The strategic control model of formal organizational communication opposes the idea of shared meaning. The primary goal of communication in this approach is organized action. Organized action minimizes the importance of understanding and clarity and highlights working and acting in mutually satisfying ways to fulfill each party’s self-interest.

Many scholars have criticized the strategic control approach for several reasons. First, this approach minimizes the importance of ethics. Although strategic ambiguity is widespread in organizations, it may be used to elude the truth and escape blame.

It is also problematic because it places all responsibility on individuals without much thought about the community implications. This model implicitly suggests that individuals are only concerned with accomplishing their individual goals, often at the expense of the organizational community or the community at large.

Additional Approaches to Formal Organizational Communication

There are other approaches to studying formal organizational communication. These approaches include the functional approach and the meaning-centered approach.

Functional Approach

The functional approach is a way of understanding organizational communication by describing what messages do and how these messages move through organizations. The functional approach conceptualizes communication as a complex organizational process that serves messaging, organizing, relationship, and change functions. This approach posits that communication transmits rules, regulations, and information throughout the organization.

Message Function. In formalizing organizational communication, it is important to recognize how communication contributes to the overall function of the organization. Messages act as a communication function for production, maintenance, adaptation, management communication, regulative, integrative, innovative, informative, task, persuasion, command, and instruction.

Organizing Function. The organizing function of formal organizational communication guides, directs, and controls organizational activity. Communication functions to organize rules and regulate the environment. These regulative and organizing functions are found in employee handbooks, policy manuals, training, newsletters, memos, and so on. The organizing function establishes what is expected at work and how individuals are required to accomplish these expectations.

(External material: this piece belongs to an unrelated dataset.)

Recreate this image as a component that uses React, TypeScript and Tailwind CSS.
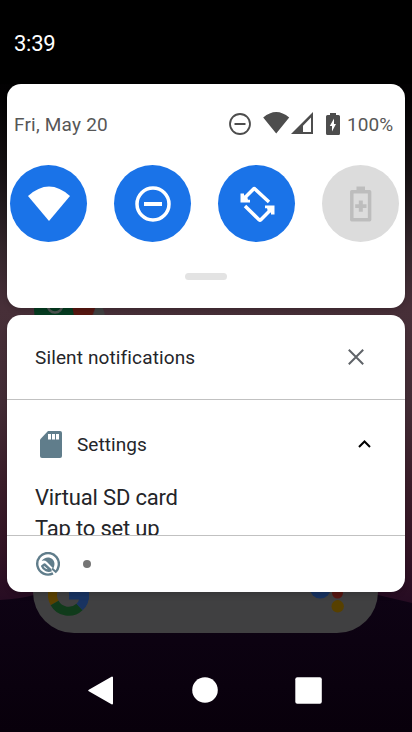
import React from "react";

function WallpaperLayer() {
  return (
    <svg className="absolute inset-0 h-[732px] w-[412px]" viewBox="0 0 412 732" aria-hidden="true">
      <defs>
        <linearGradient id="sky" x1="0" y1="0" x2="0" y2="1">
          <stop offset="0" stopColor="#000" />
          <stop offset="0.13" stopColor="#020102" />
          <stop offset="0.24" stopColor="#171214" />
          <stop offset="0.34" stopColor="#33262b" />
          <stop offset="0.42" stopColor="#472f38" />
          <stop offset="0.55" stopColor="#422c35" />
          <stop offset="0.66" stopColor="#3a1d29" />
          <stop offset="0.75" stopColor="#321424" />
          <stop offset="0.83" stopColor="#250b22" />
        </linearGradient>
        <linearGradient id="ground" x1="0" y1="0" x2="0" y2="1">
          <stop offset="0" stopColor="#0e0314" />
          <stop offset="1" stopColor="#08000b" />
        </linearGradient>
      </defs>
      <path fill="url(#sky)" d="M0 0h412v732H0z" />
      <path fill="url(#ground)" d="M0 600Q20 599 34 595L378 595L412 603V732H0Z" />
      <path fill="#404041" d="M33 555h345v37a41 41 0 0 1-41 41H74a41 41 0 0 1-41-41z" />
      <circle cx="58" cy="310" r="24" fill="#063c21" />
      <path d="M71 300h27l-6 16H74z" fill="#571711" />
      <path d="M96 300q9 7 9 18H91q5-5 5-18" fill="#414141" />
      <circle cx="55" cy="305" r="7.500" fill="none" stroke="#4e5451" strokeWidth="2.500" />
      <g fill="none" strokeWidth="9">
        <path stroke="#5a4100" d="M53.300 590A16 16 0 0 0 54.600 603" />
        <path stroke="#103b1b" d="M54.600 603A16 16 0 0 0 79.500 607" />
        <path stroke="#183361" d="M79.500 607A16 16 0 0 0 84.500 594" />
      </g>
      <path fill="#183361" d="M69 585h20v14.500H69z" />
      <circle cx="320.300" cy="588" r="10.500" fill="#183361" />
      <circle cx="337.500" cy="593" r="5.500" fill="#571711" />
      <circle cx="337.700" cy="606.300" r="6.200" fill="#574000" />
    </svg>
  );
}

function StatusIcons() {
  return (
    <svg className="h-6 w-[116px]" viewBox="226 112 116 24" aria-hidden="true">
      <circle cx="240" cy="124" r="10" fill="none" stroke="#4d4d4d" strokeWidth="1.800" />
      <path fill="#4d4d4d" d="M234.500 123h11v2h-11zM276.200 133.500l-13-16q13-11 26 0zM313 112v22h-22zM311 117.500l-8 8.300V132h8z" fillRule="evenodd" />
      <path fill="#4d4d4d" d="M330 113h6v2h2.500q1.500 0 1.500 1.500v17q0 1.500-1.500 1.500h-11q-1.500 0-1.500-1.500v-17q0-1.500 1.500-1.500h2.500z" />
      <path fill="#fff" d="M334 118.500v5.500h2l-4 7.500V126h-2.200z" />
    </svg>
  );
}

function Tile({ children, off = false }: { children: React.ReactNode; off?: boolean }) {
  return (
    <button className={`flex size-[77px] shrink-0 items-center justify-center rounded-full ${off ? "bg-[#dcdcdc] text-[#bdbdbd]" : "bg-[#1a73e8] text-white"}`}>
      <svg className="size-[43px]" viewBox="-0.5 -0.5 43 43" aria-hidden="true">{children}</svg>
    </button>
  );
}

function QuickSettings() {
  return (
    <section className="mx-[7px] h-56 overflow-hidden rounded-[14px] bg-white shadow-md">
      <div className="flex h-20 items-center pl-[7px] pr-[10px] text-[19px] text-[#575757]">
        <span className="flex-1 pt-[2px] tracking-[0.210px]">Fri, May 20</span>
        <StatusIcons />
        <span className="ml-[5px] w-[48px] whitespace-nowrap pt-[2px] tracking-[0.100px]">100%</span>
      </div>
      <div className="flex gap-[27px] pl-[3px] pt-px">
        <Tile><path fill="currentColor" d="M21.500 38.500L.5 13.500Q21.500-5.500 42.500 13.500z" /></Tile>
        <Tile>
          <circle cx="21.500" cy="21.500" r="16" fill="none" stroke="currentColor" strokeWidth="3.500" />
          <path fill="currentColor" d="M12.500 19.600h18v4h-18z" />
        </Tile>
        <Tile>
          <path fill="none" stroke="currentColor" strokeWidth="3.500" d="M33.500 19.500L19.500 6.500Q18.700 5.700 18 6.500L9.500 15M9.500 23.500l14 13.700q1 .8 1.800 0L34 28.500" />
          <path fill="currentColor" d="M5 11h3.500v2.300l2.500-1 1.500 5h2V20H5zM39 32h-3.500v-2.300l-2.500 1-1.500-5h-2V23H39z" />
        </Tile>
        <Tile off>
          <path fill="none" stroke="currentColor" strokeWidth="3.500" d="M12.300 9.300h17.800v28H12.300z" strokeLinejoin="round" />
          <path fill="currentColor" d="M17 4h8.500v5H17zM19.300 18h4v3.800H27v3.800h-3.700v3.600h-4v-3.600h-3.600v-3.800h3.600z" />
        </Tile>
      </div>
      <div className="mx-auto mt-[31px] h-[7px] w-[42px] rounded-full bg-[#e3e3e3]" />
    </section>
  );
}

function Notifications() {
  return (
    <section className="mx-[7px] mt-[7px] h-[277px] overflow-hidden rounded-[14px] bg-white text-[#242529] shadow-md">
      <header className="flex h-[85px] items-center justify-between border-b border-[#c1c1c1] pl-7 pr-[41px]">
        <h2 className="pt-[2px] text-[19px] tracking-[0.130px]">Silent notifications</h2>
        <svg className="size-4" viewBox="0 0 16 16" aria-label="Clear"><path d="M.8.800l14.400 14.400M15.200.800L.8 15.200" stroke="#5f6368" strokeWidth="2" /></svg>
      </header>
      <article className="h-[136px] overflow-hidden border-b border-[#c1c1c1]">
        <div className="flex h-[82px] items-center pl-[33px] pr-[34px] pt-[6px]">
          <svg className="h-[27px] w-[22px]" viewBox="0 0 22 27" aria-hidden="true">
            <path fill="#607d8b" d="M8 0h12q2 0 2 2v23q0 2-2 2H2q-2 0-2-2V8.500z" />
            <path fill="#fff" d="M8 3h3v5.500H8zM12 3h3v5.500h-3zM16 3h3v5.500h-3z" />
          </svg>
          <h3 className="ml-[15px] flex-1 pt-[2px] text-[19px] tracking-[0.060px]">Settings</h3>
          <svg className="h-2 w-[13px]" viewBox="0 0 13 8" aria-label="Collapse"><path d="M1 7l5.500-5.500L12 7" fill="none" stroke="#000" strokeWidth="2" /></svg>
        </div>
        <div className="pl-7 text-[22px] leading-[31px] tracking-[-0.180px]">
          <p>Virtual SD card</p>
          <p>Tap to set up</p>
        </div>
      </article>
      <footer className="flex h-14 items-center pl-[29px]">
        <svg className="size-6" viewBox="0 0 24 24" aria-hidden="true">
          <path fill="none" stroke="#607d8b" strokeWidth="2.400" d="M17 21.400A10.800 10.800 0 1 1 22.500 14.500Q22 17.500 20 19.500" />
          <path fill="#607d8b" d="M5.700 9C8 5 13.500 4.300 16.500 7.300c2.500 2.500 2.500 6 .8 9.200L11 10Q8.500 7.800 5.700 9" />
          <path fill="none" stroke="#607d8b" strokeWidth="2.400" strokeLinejoin="round" d="M15.500 18.200C12 19.500 7.500 18 6.200 14.200L8.500 12.500l6 5.500" />
          <path stroke="#607d8b" strokeWidth="2.200" d="M16 16.500l4.500 4" />
        </svg>
        <span className="ml-[23px] size-2 rounded-full bg-[#757575]" />
      </footer>
    </section>
  );
}

export default function App() {
  return (
    <main className="relative h-[732px] w-[412px] overflow-hidden bg-black font-[Roboto,sans-serif]">
      <WallpaperLayer />
      <div className="relative flex h-full flex-col">
        <header className="flex h-[84px] shrink-0 items-center bg-black pl-[14px] pt-[2px] text-[22px] tracking-[-0.250px] text-white">3:39</header>
        <QuickSettings />
        <Notifications />
        <nav className="mt-[84px] flex h-7 items-center pl-[88px]">
          <svg className="h-[29px] w-[234px]" viewBox="88 676 234 29" aria-label="Navigation">
            <path fill="#fff" stroke="#fff" strokeWidth="2" strokeLinejoin="round" d="M89.300 690.500L112 677.500v26z" />
            <circle cx="205" cy="690" r="12.800" fill="#fff" />
            <rect x="295.300" y="677.300" width="26.500" height="26.500" rx="2" fill="#fff" />
          </svg>
        </nav>
      </div>
    </main>
  );
}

Relationship Function. The relationship function of organizational communication focuses on how human interaction makes organizational functioning possible. The relationship function helps individuals define their roles and measure the compatibility of individual, group, and organizational goals. This function is particularly important because it contributes to employee morale, role in the organization, and organizational self-esteem. The relationship function establishes relationships with peers, superiors, subordinates, and customers; and it further clarifies these roles.

The relationship function is accomplished by verbal and nonverbal communication. Scholars have suggested that the informal organization, often characterized by the relational function, is more powerful than the formal organization. Relational communication ranges from the informal conversations in a break room to one’s job title, office space, or cubicle to how an individual is greeted on meeting.

Change Function. The final function of formal organizational communication is its change function. The change function helps an organization adapt what they do and how they do it. This adaptation occurs in decision making, internal and external changes in the environment, organizational repositioning, and other change functions. The effectiveness of the change function of organizational communication is associated with the survival of the organization and its ability to adapt to the changing environment. Change communication is necessary for innovation and adaptation and is the process through which organizations obtain existing and new information, and how they process this information in light of the current situation and emerging trends.

Meaning-Centered Approach

The meaning-centered approach is a way of understanding organizational communication by understanding how organizational reality is constructed through human interaction. This approach describes organizational communication as a process of organizing, decision making, sense making, influence, and culture. Pamela Shockley-Zalabak (2002) offers key assumptions of the meaning-centered approach.

  • All ongoing human interaction is communication in one form or another. A major theme in the communication discipline is that an individual “cannot not communicate.” This is due in part to verbal and nonverbal cues.
  • Organizations exist through human interaction; structures and technologies result from the information to which individuals react. This idea suggests that organizations cannot exist separate from human activity. An organization relies solely on individuals’ enactment of organizing and structuring. Karl Weick (1979) offered insight to these ideas by suggesting that organizations do not exist per se but are a culmination of the ongoing human interaction surrounding events that are continually created and shaped by these interactions. The meaning-centered approach to formal organizational communication describes communicating and organizing as a parallel process.
  • Organizing and decision making are essentially communication. This is the process of choosing from among numerous alternatives to direct behaviors and resources toward organizational goals.
  • Identification, socialization, communication rules, and power all are communication processes that reflect how organizational influence occurs. The meaning-centered approach proposes that influence is a necessary process for creating and changing organizational events. Influence plays a role in understanding how individuals identify with their organizations, how organizations attempt to socialize members, how communication rules direct behavior, and how individuals use communication to exert power.
  • Organizing, decision-making, and influence processes describe the cultures of organizations by describing how organizations do things and how they talk about how they do things. Organizational culture reflects the shared realities and practices in organizations and how shared realities create and shape organizational events. The culture varies from organization to organization depending on the individuals’ engagement with each other and the organization’s goals. Culture describes the unique sense of the organization, its practices, and how the organization describes itself.

References:

  1. Eisenberg, E. (1984). Ambiguity as strategy in organizational communication. Communication Monographs, 51, 227-242.
  2. Eisenberg, E. M., & Goodall, H. L., Jr. (2004). Organizational communication: Balancing creativity and constraint (4th ed.). Boston: Bedford/St. Martin’s.
  3. Jablin, F. M. (2001). Organizational entry, assimilation, and disengagement/exit. In F. M. Jablin & L. L. Putnam (Eds.), The new handbook of organizational communication: Advances in theory, research, and methods (pp. 732-818). Thousand Oaks, CA: Sage.
  4. Redding, W. C. (1972). Communication within the organization. New York: Industrial Communication Council.
  5. Shockley-Zalabak, P. (2002). Fundamentals of organizational communication: Knowledge, sensitivity, skills, values (5th ed.). Boston: Allyn & Bacon.
  6. Weick, K. (1979). The social psychology of organizing (2nd ed.). Reading, MA: Addison-Wesley.